Witam
Rozumiem że miałeś pompe i wiele innych gratów na półce ale chciałem się dowiedziec czy jesli byś nie miał nic ( zero dostepu do gratów) to też wybrasł byś taką opcję .
Mex pisze:
Pierwszy powód to taki bo chciałem dysponować stałym momentem obrotowym,
praktycznie od zera (bo chciałem i chce nadal gwintować tylko to trochę
bardziej skomplikowane bo mój system sterowania nie jest taki żwawy jak bym
oczekiwał co chyba spowoduje zastosowanie pływających oprawek z sprzęgłem).

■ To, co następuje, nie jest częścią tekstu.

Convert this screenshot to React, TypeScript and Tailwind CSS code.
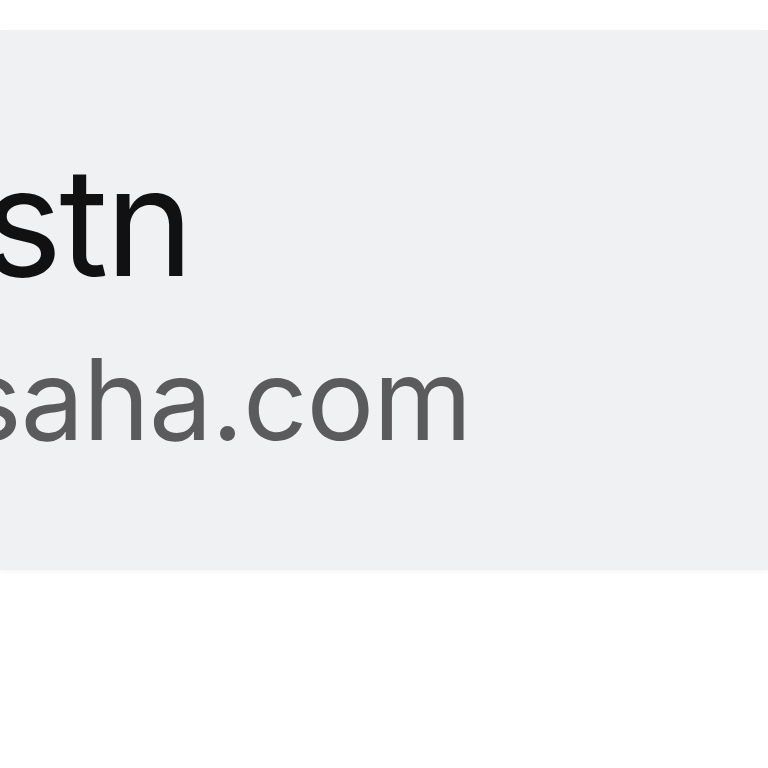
import React from 'react';

export default function App() {
  return (
    <div className="min-h-screen bg-white pt-[30px]" style={{ fontFamily: 'Inter, "Liberation Sans", Arial, sans-serif' }}>
      <div className="h-[540px] overflow-hidden bg-[#f0f1f3] shadow-[0_2px_4px_rgba(0,0,0,0.04)]">
        <div className="flex flex-col whitespace-nowrap pt-[117px]">
          <span className="ml-[-17px] text-[150px] leading-none tracking-[-3px] text-[#111111]">stn</span>
          <span className="ml-[-38px] mt-[46px] text-[113px] leading-none tracking-[-1px] text-[#5b5b5e]">saha.com</span>
        </div>
      </div>
    </div>
  );
}
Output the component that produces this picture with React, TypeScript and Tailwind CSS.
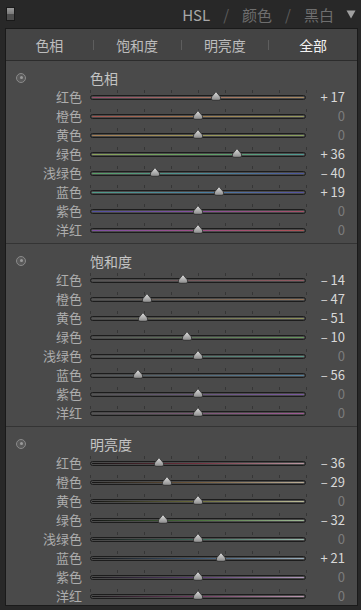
import React from 'react';

type Row = { label: string; value: number; track: string };
type Section = { title: string; rows: Row[] };

const sections: Section[] = [
    {
        title: '色相',
        rows: [
            { label: '红色', value: 17, track: 'bg-[linear-gradient(to_right,#9a4d6a,#a6705f,#a88a62)]' },
            { label: '橙色', value: 0, track: 'bg-[linear-gradient(to_right,#a2544f,#a27e52,#969a5e)]' },
            { label: '黄色', value: 0, track: 'bg-[linear-gradient(to_right,#a67e54,#9c9658,#88a05c)]' },
            { label: '绿色', value: 36, track: 'bg-[linear-gradient(to_right,#8ca45a,#62a262,#4e9a94)]' },
            { label: '浅绿色', value: -40, track: 'bg-[linear-gradient(to_right,#58a066,#4b8e98,#4c559c)]' },
            { label: '蓝色', value: 19, track: 'bg-[linear-gradient(to_right,#4f9c88,#4a80a0,#5552a0)]' },
            { label: '紫色', value: 0, track: 'bg-[linear-gradient(to_right,#5050a0,#88509e,#a85066)]' },
            { label: '洋红', value: 0, track: 'bg-[linear-gradient(to_right,#7e50a4,#a05088,#ac5252)]' },
        ],
    },
    {
        title: '饱和度',
        rows: [
            { label: '红色', value: -14, track: 'bg-[linear-gradient(to_right,#555555,#945a62)]' },
            { label: '橙色', value: -47, track: 'bg-[linear-gradient(to_right,#555555,#967458)]' },
            { label: '黄色', value: -51, track: 'bg-[linear-gradient(to_right,#555555,#8e925a)]' },
            { label: '绿色', value: -10, track: 'bg-[linear-gradient(to_right,#555555,#66985c)]' },
            { label: '浅绿色', value: 0, track: 'bg-[linear-gradient(to_right,#555555,#569888)]' },
            { label: '蓝色', value: -56, track: 'bg-[linear-gradient(to_right,#555555,#52809e)]' },
            { label: '紫色', value: 0, track: 'bg-[linear-gradient(to_right,#555555,#7a58a0)]' },
            { label: '洋红', value: 0, track: 'bg-[linear-gradient(to_right,#555555,#a05894)]' },
        ],
    },
    {
        title: '明亮度',
        rows: [
            { label: '红色', value: -36, track: 'bg-[linear-gradient(to_right,#151515,#72303e,#bc98a2)]' },
            { label: '橙色', value: -29, track: 'bg-[linear-gradient(to_right,#151515,#725a3c,#bcae96)]' },
            { label: '黄色', value: 0, track: 'bg-[linear-gradient(to_right,#151515,#6e6e3c,#bcbc98)]' },
            { label: '绿色', value: -32, track: 'bg-[linear-gradient(to_right,#151515,#4a723c,#a2bc98)]' },
            { label: '浅绿色', value: 0, track: 'bg-[linear-gradient(to_right,#151515,#3c6a5a,#98bcae)]' },
            { label: '蓝色', value: 21, track: 'bg-[linear-gradient(to_right,#151515,#3c5672,#98adbc)]' },
            { label: '紫色', value: 0, track: 'bg-[linear-gradient(to_right,#151515,#5a3c72,#b098bc)]' },
            { label: '洋红', value: 0, track: 'bg-[linear-gradient(to_right,#151515,#723c62,#bc98b0)]' },
        ],
    },
];

const ticks = [0, 1, 2, 3, 4, 5, 6, 7, 8];

function formatValue(v: number) {
    if (v > 0) return `+ ${v}`;
    if (v < 0) return `– ${Math.abs(v)}`;
    return '0';
}

function Thumb({ value }: { value: number }) {
    // track is 216px wide, centre at 108
    const left = 108 + (value / 100) * 108;
    return (
        <svg
            className="absolute top-[4px]"
            style={{ left: left - 6 }}
            width="12"
            height="10"
            viewBox="0 0 12 10"
        >
            <defs>
                <linearGradient id="thumbFill" x1="0" y1="0" x2="0" y2="1">
                    <stop offset="0" stopColor="#e0e0e0" />
                    <stop offset="1" stopColor="#8a8a8a" />
                </linearGradient>
            </defs>
            <path
                d="M6 0.6 L10.3 5.8 Q11.4 9.3 8.2 9.3 L3.8 9.3 Q0.6 9.3 1.7 5.8 Z"
                fill="url(#thumbFill)"
                stroke="#2a2a2a"
                strokeWidth="0.8"
            />
        </svg>
    );
}

function SliderRow({ row }: { row: Row }) {
    return (
        <div className="flex h-[19px] items-center">
            <div className="w-[76px] text-right text-[13px] leading-none text-[#adadad]">
                {row.label}
            </div>
            <div className="relative ml-[8px] h-[19px] w-[216px]">
                {/* Ticks */}
                {ticks.map((t) => (
                    <div
                        key={t}
                        className="absolute top-[3px] h-[3px] w-px bg-[#363636]"
                        style={{ left: t * 27 }}
                    />
                ))}
                {/* Track */}
                <div className="absolute top-[8px] h-[5px] w-full rounded-full border border-[#1c1c1c] p-px">
                    <div className={`h-full w-full rounded-full ${row.track}`} />
                </div>
                <Thumb value={row.value} />
            </div>
            <div
                className={`w-[39px] text-right text-[13px] leading-none ${
                    row.value === 0 ? 'text-[#7c7c7c]' : 'text-[#d8d8d8]'
                }`}
            >
                {formatValue(row.value)}
            </div>
        </div>
    );
}

function SectionBlock({ section, last }: { section: Section; last: boolean }) {
    return (
        <div className={`pt-[7px] ${last ? 'pb-0' : 'pb-[4px] border-b border-[#343434]'}`}>
            <div className="flex h-[19px] items-center">
                <div className="ml-[10px] flex h-[10px] w-[10px] items-center justify-center rounded-full border border-[#8a8a8a] bg-[#5a5a5a]">
                    <div className="h-[3px] w-[3px] rounded-full bg-[#9a9a9a]" />
                </div>
                <div className="ml-[64px] text-[14px] leading-none text-[#c4c4c4]">
                    {section.title}
                </div>
            </div>
            {section.rows.map((row) => (
                <SliderRow key={row.label} row={row} />
            ))}
        </div>
    );
}

export default function App() {
    const tabs = ['色相', '饱和度', '明亮度', '全部'];

    return (
        <div
            className="h-[610px] w-[361px] overflow-hidden bg-[#282828]"
            style={{ fontFamily: '"Noto Sans CJK SC", "Liberation Sans", sans-serif' }}
        >
            {/* Header */}
            <div className="flex h-[28px] items-center pl-[6px] pr-[5px]">
                <div className="flex h-[14px] w-[9px] flex-col border border-[#1a1a1a]">
                    <div className="h-1/2 bg-[linear-gradient(to_bottom,#9a9a9a,#7a7a7a)]" />
                    <div className="h-1/2 bg-[#4e4e4e]" />
                </div>
                <div className="ml-auto flex items-center text-[15px] leading-none">
                    <span className="text-[#a8a8a8]">HSL</span>
                    <span className="mx-[13px] text-[#5c5c5c]">/</span>
                    <span className="text-[#6e6e6e]">颜色</span>
                    <span className="mx-[13px] text-[#5c5c5c]">/</span>
                    <span className="text-[#6e6e6e]">黑白</span>
                    <svg className="ml-[12px]" width="10" height="9" viewBox="0 0 10 9">
                        <path d="M0.5 0.5 L9.5 0.5 L5 8.5 Z" fill="#a0a0a0" />
                    </svg>
                </div>
            </div>

            {/* Panel */}
            <div className="ml-[5px] mr-[3px] border border-[#1a1a1a] bg-[#4a4a4a]">
                {/* Tabs */}
                <div className="flex h-[32px] items-center border-b border-[#2c2c2c] bg-[#444444]">
                    {tabs.map((tab, i) => (
                        <div key={tab} className="flex flex-1 items-center">
                            <div
                                className={`flex-1 text-center text-[14px] leading-none ${
                                    i === 3 ? 'text-[#f2f2f2]' : 'text-[#bdbdbd]'
                                }`}
                            >
                                {tab}
                            </div>
                            {i < 3 && <div className="h-[10px] w-px bg-[#5e5e5e]" />}
                        </div>
                    ))}
                </div>

                {sections.map((s, i) => (
                    <SectionBlock key={s.title} section={s} last={i === sections.length - 1} />
                ))}
            </div>
        </div>
    );
}
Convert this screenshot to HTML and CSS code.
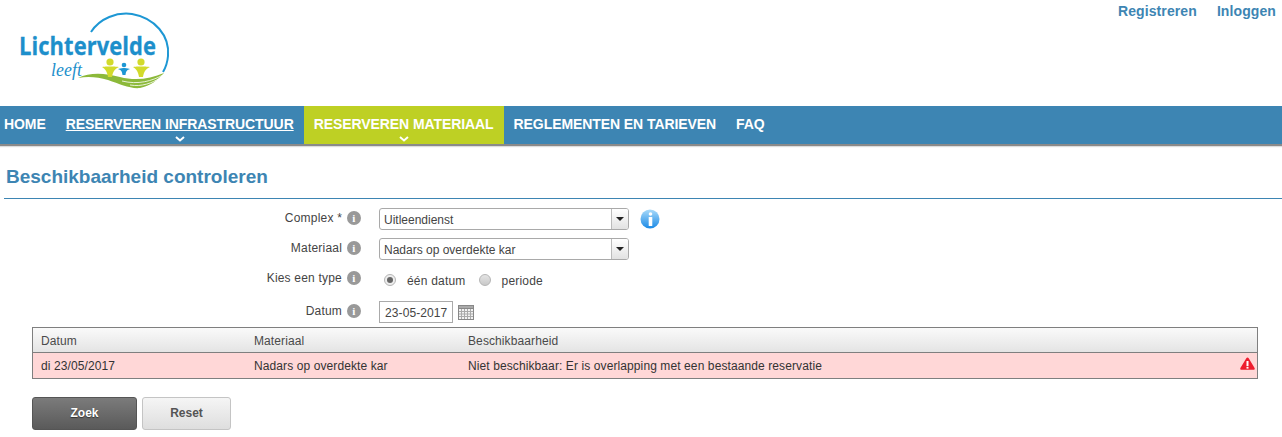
FILE: index.html
```html
<!DOCTYPE html>
<html lang="nl">
<head>
<meta charset="utf-8">
<title>Beschikbaarheid controleren</title>
<link rel="stylesheet" href="styles.css">
</head>
<body>
<header class="top">
  <svg class="logo" width="200" height="100" viewBox="0 0 200 100">
    <path d="M91 32C100 18 117 12 132 14C155 18 170 36 168 56C167.500 62 166 67 163 72" fill="none" stroke="#1d97d4" stroke-width="2"/>
    <text x="19" y="55" class="logo-name" textLength="137" lengthAdjust="spacingAndGlyphs">Lichtervelde</text>
    <text x="51" y="76" class="logo-sub" textLength="31" lengthAdjust="spacingAndGlyphs">leeft</text>
    <path d="M78 78C90 72 105 73 120 77C135 81 150 79 164 73C158 80 150 86 140 88C130 89 120 84 108 80C98 77 88 76 78 78Z" fill="#8cb93a"/>
    <path d="M122 81C138 85 152 81 163 75M130 85C142 87 152 83 160 78" fill="none" stroke="#fff" stroke-width="0.800"/>
    <g fill="#d2da2b">
      <circle cx="110" cy="62" r="3.600"/><path d="M102 67C106 66 108 66.500 110 66.500C112 66.500 114 66 119 67C115 69 113 71 112 77H108C107 71 105 69 102 67Z"/>
      <circle cx="141" cy="62" r="3.600"/><path d="M133 67C137 66 139 66.500 141 66.500C143 66.500 145 66 150 67C146 69 144 71 143 77H139C138 71 136 69 133 67Z"/>
    </g>
    <g fill="#1d97d4">
      <circle cx="124" cy="65" r="2.300"/><path d="M118 69C121 68 123 68 124 68C125 68 127 68 130 69C127 70 126 71 125.500 75H122.500C122 71 121 70 118 69Z"/>
    </g>
  </svg>
  <div class="account">
    <a class="account-link" href="#">Registreren</a>
    <a class="account-link" href="#">Inloggen</a>
  </div>
</header>

<nav class="nav">
  <a class="nav-item" href="#">HOME</a>
  <a class="nav-item nav-current has-sub" href="#"><span class="nav-u">RESERVEREN INFRASTRUCTUUR</span>
    <svg class="chev" width="10" height="6" viewBox="0 0 10 6"><path d="M1 1L5 4.500L9 1" fill="none" stroke="#fff" stroke-width="2"/></svg>
  </a>
  <a class="nav-item nav-active has-sub" href="#">RESERVEREN MATERIAAL
    <svg class="chev" width="10" height="6" viewBox="0 0 10 6"><path d="M1 1L5 4.500L9 1" fill="none" stroke="#fff" stroke-width="2"/></svg>
  </a>
  <a class="nav-item" href="#">REGLEMENTEN EN TARIEVEN</a>
  <a class="nav-item" href="#">FAQ</a>
</nav>

<main class="main">
  <h1 class="title">Beschikbaarheid controleren</h1>

  <form class="form">
    <div class="row row-select">
      <div class="label"><span>Complex *</span><span class="tip">i</span></div>
      <div class="select"><span class="select-text">Uitleendienst</span><span class="select-btn"><i class="caret"></i></span></div>
      <svg class="info" width="20" height="20" viewBox="0 0 20 20">
        <defs><linearGradient id="ib" x1="0" y1="0" x2="0" y2="1"><stop offset="0" stop-color="#a8dafa"/><stop offset="1" stop-color="#1b8ae6"/></linearGradient></defs>
        <circle cx="10" cy="10" r="9.500" fill="url(#ib)"/>
        <circle cx="10.500" cy="5" r="1.800" fill="#fff"/>
        <rect x="8.700" y="8" width="3.600" height="9" rx="0.600" fill="#fff"/>
      </svg>
    </div>
    <div class="row row-select">
      <div class="label"><span>Materiaal</span><span class="tip">i</span></div>
      <div class="select"><span class="select-text">Nadars op overdekte kar</span><span class="select-btn"><i class="caret"></i></span></div>
    </div>
    <div class="row row-type">
      <div class="label"><span>Kies een type</span><span class="tip">i</span></div>
      <div class="radios">
        <span class="radio radio-on"></span><span class="radio-text">één datum</span>
        <span class="radio"></span><span class="radio-text">periode</span>
      </div>
    </div>
    <div class="row row-date">
      <div class="label"><span>Datum</span><span class="tip">i</span></div>
      <div class="date">23-05-2017</div>
      <svg class="cal" width="16" height="15" viewBox="0 0 16 15">
        <rect x="0.500" y="0.500" width="15" height="14" fill="#f2f2f2" stroke="#888"/>
        <rect x="0.500" y="0.500" width="15" height="3" fill="#aaa" stroke="#888"/>
        <path d="M3.500 4V14M6.500 4V14M9.500 4V14M12.500 4V14M1 6.500H15M1 9H15M1 11.500H15" stroke="#aaa" stroke-width="1" fill="none"/>
      </svg>
    </div>
  </form>

  <div class="result">
    <div class="result-row result-head">
      <span class="col-date">Datum</span><span class="col-mat">Materiaal</span><span>Beschikbaarheid</span>
    </div>
    <div class="result-row result-bad">
      <span class="col-date">di 23/05/2017</span><span class="col-mat">Nadars op overdekte kar</span><span>Niet beschikbaar: Er is overlapping met een bestaande reservatie</span>
      <svg class="warn" width="15" height="13" viewBox="0 0 15 13">
        <path d="M7.500 0.500C8 0.500 8.400 0.800 8.700 1.300L14.600 11C15 11.800 14.600 12.800 13.600 12.800H1.400C0.400 12.800 0 11.800 0.400 11L6.300 1.300C6.600 0.800 7 0.500 7.500 0.500Z" fill="#ee1c2e"/>
        <rect x="6.500" y="4" width="2" height="5" fill="#fff"/><rect x="6.500" y="9.800" width="2" height="1.800" fill="#fff"/>
      </svg>
    </div>
  </div>

  <div class="actions">
    <button class="btn btn-dark" type="button">Zoek</button>
    <button class="btn btn-light" type="button">Reset</button>
  </div>
</main>
</body>
</html>
```
FILE: styles.css
```css
* { box-sizing: border-box; }
html, body { margin: 0; padding: 0; }
body {
  font-family: "Liberation Sans", Arial, sans-serif;
  font-size: 12px;
  letter-spacing: 0.100px;
  color: #444;
  background: #fff;
  height: 437px;
  overflow: hidden;
}
a { text-decoration: none; }

.top {
  height: 106px;
  display: flex;
  justify-content: space-between;
  align-items: flex-start;
}
.logo { display: block; }
.logo-name { font-family: "Open Sans", sans-serif; font-weight: 700; font-size: 25px; fill: #1d8fcb; stroke: #1d8fcb; stroke-width: 0.300px; }
.logo-sub { font-family: "Liberation Serif", serif; font-style: italic; font-size: 18px; fill: #1d8fcb; }
.account { display: flex; gap: 20px; padding: 3px 6px 0 0; }
.account-link { font-size: 14px; letter-spacing: 0.100px; font-weight: 700; color: #3d85b3; line-height: 17px; }

.nav {
  height: 40px;
  display: flex;
  background: #3d85b3;
  border-bottom: 2px solid #8a8a8a;
  box-shadow: 0 1px 1px #ddd;
}
.nav-item {
  position: relative;
  height: 38px;
  padding: 10px 10px 0;
  font-size: 14px;
  line-height: 16px;
  font-weight: 700;
  letter-spacing: -0.080px;
  color: #fff;
}
.nav-item:first-child { padding-left: 4px; }
.nav-u { text-decoration: underline; }
.nav-active { background: #bed024; }
.chev { position: absolute; left: 50%; bottom: 2px; margin-left: -5px; }

.main { padding: 0 0 0 4px; }
.title {
  margin: 0 0 9px;
  height: 53px;
  padding: 20px 0 0 2px;
  font-size: 19px;
  line-height: 22px;
  letter-spacing: 0;
  font-weight: 700;
  color: #3d85b3;
  border-bottom: 1px solid #3d85b3;
}

.form { display: flex; flex-direction: column; }
.row { display: flex; align-items: center; }
.row-select { height: 22px; margin-bottom: 8px; }
.row-type { height: 21px; margin-bottom: 12px; }
.row-date { height: 22px; margin-bottom: 4px; }

.label {
  width: 375px;
  padding-right: 18px;
  flex: none;
  display: flex;
  justify-content: flex-end;
  align-items: center;
  gap: 5px;
  margin-top: -2px;
  letter-spacing: 0.200px;
}
.tip {
  width: 14px;
  height: 14px;
  flex: none;
  border-radius: 50%;
  background: #999;
  color: #fff;
  font: 700 11px/14px "Liberation Serif", serif;
  text-align: center;
}
.select {
  width: 250px;
  height: 22px;
  display: flex;
  border: 1px solid #a9a9a9;
  border-radius: 3px;
  background: #fff;
}
.select-text { flex: 1; padding-left: 4px; line-height: 22px; letter-spacing: 0; }
.select-btn {
  width: 17px;
  border-left: 1px solid #bbb;
  background: linear-gradient(#fff, #e2e2e2);
  display: flex;
  align-items: center;
  justify-content: center;
  border-radius: 0 2px 2px 0;
}
.caret { width: 0; height: 0; border: 4px solid transparent; border-top: 4px solid #222; border-bottom: 0; }
.info { margin-left: 11px; flex: none; }

.radios { display: flex; align-items: center; height: 21px; padding-left: 5px; margin-top: 3px; }
.radio {
  width: 12px;
  height: 12px;
  border-radius: 50%;
  border: 1px solid #b5b5b5;
  background: linear-gradient(#e4e4e4, #c9c9c9);
  position: relative;
}
.radio-on { background: #eee; }
.radio-on::after {
  content: "";
  position: absolute;
  left: 2px;
  top: 2px;
  width: 6px;
  height: 6px;
  border-radius: 50%;
  background: #666;
}
.radio-text { margin: 2px 13px 0 11px; letter-spacing: 0.200px; }

.date {
  width: 74px;
  height: 22px;
  border: 1px solid #aaa;
  padding-left: 5px;
  line-height: 23px;
}
.cal { margin-left: 5px; flex: none; }

.result {
  margin-left: 28px;
  width: 1226px;
  border: 1px solid #7f7f7f;
}
.result-row { display: flex; align-items: center; padding-left: 8px; position: relative; }
.result-head {
  height: 25px;
  padding-top: 1px;
  background: linear-gradient(#fafafa, #e4e4e4);
  border-bottom: 1px solid #7f7f7f;
  color: #4a4a4a;
}
.result-bad { height: 25px; background: #ffd7d7; color: #333; }
.col-date { width: 213px; flex: none; }
.col-mat { width: 214px; flex: none; }
.warn { position: absolute; right: 2px; top: 4px; }

.actions { margin: 18px 0 0 28px; display: flex; gap: 5px; }
.btn {
  height: 33px;
  padding: 0 0 2px;
  border-radius: 3px;
  font: 700 12px "Liberation Sans", sans-serif;
  cursor: pointer;
}
.btn-dark {
  width: 105px;
  color: #fff;
  background: linear-gradient(#7b7b7b, #5a5a5a);
  border: 1px solid #555;
  text-shadow: 0 1px 1px #333;
}
.btn-light {
  width: 89px;
  color: #555;
  background: linear-gradient(#f5f5f5, #dedede);
  border: 1px solid #c4c4c4;
}
```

A czy zastosowanie napedu elektrycznego z falownikiem nie byłoby lepsze
Mex pisze:
Drugi powód jest taki że silnik hydrauliczny o takiej mocy zajmuje i waży o wiele mniej
od elektrycznego .).
O tym to sie domysliłem ale stabilnośc układu zależy też od masy więc jak głowica bedzie lekk a to wszystko bedzie latac!!! wpływ ma nie tylko sztywnośc ale i masa.
Mex pisze:
A trzeci jest taki jak się ma takie elementy na kopy , zajmuje się tym na co dzień to po co
i nwestować w jakieś inne rozwiązania
No to to już jest chyba najbardziej zrozumiałe
Mex pisze:
Tak zgadzam się najprostszym rozwiązaniem było by kupienie o odpowiedniej
mocy serwomotoru , wtedy by znikły wszelkie bolączki z którymi muszę się teraz
borykać . Tylko mi udziel odpowiedzi , ile to by kosztowało ? bo ja wiem że za tą kasę
zbudował bym drugą taką maszynę .
Nie rozumiem dlaczego do napedu wrzeciona potzrbny byłby serwomotor a nie silnik np. asynchroniczny z folownikiem i kontrolą obrotów. przecież nie wszędzie trzeba upycha drogie serwa.
w swoim poście odnośnie budowy maszyny zamieściłem zdjęcie z takim właśnie ukłdem ( nie zdążyłem niestery jeszcze przeczytac na forum, ale podobno jest opis tej maszyny moge sie mylic w szczegołach

) wrzeciono nie musi jakoś rewelacyjnie przyspieszac i zwalniac a juz napewno nie musi w mnieniu oka zmieniac kierunku. Jak narazie dociera do mnie tylko potzreba stałego momentu obrotowego gwarantuje to napewno równomierną obróbkę ( np gruboś wióra)
Mex pisze:
Kowal piszesz o przekładni która by zmniejszała o 5 razy obroty aby uzyskać
odpowiedni moment tak też można , tylko co wtedy jak będziesz chciał pracować
na wysokich obrotach ?
Chdiło mi o przekładnie np. o dwóch lub trzech przełożeniach a nie dobraniu dwóch kółek na stałe . Jak masz prace do której potrzebne sa niski obroty jeden ruch i masz zmniejszone przełożenie . potrzebujesz wiekszych obrotów przełączasz spowrotem.
Mex pisze:
Podsumowując jak na razie jestem zadowolony z tego rozwiązania
jedynie co musze poprawić to sterowanie wrzeciona , aby szybciej i
precyzyjnie pracowało ( wymienić silnik z wycieraczek na silnik krokowy )
Co do kosztów nie było tak źle musiałem tylko zainwestować w ten system
sterowania , resztę miałem .
A naczym polegają problemy związane z precyzją
no i nie rozumiem poco podwyższc predkośc wrzeciona skoro pare zdań wcześniej pisałeś że je ograniczasz??

może tu nie o prędkośc obrotową samej głowicy chodzi? Nie rozumiem tego.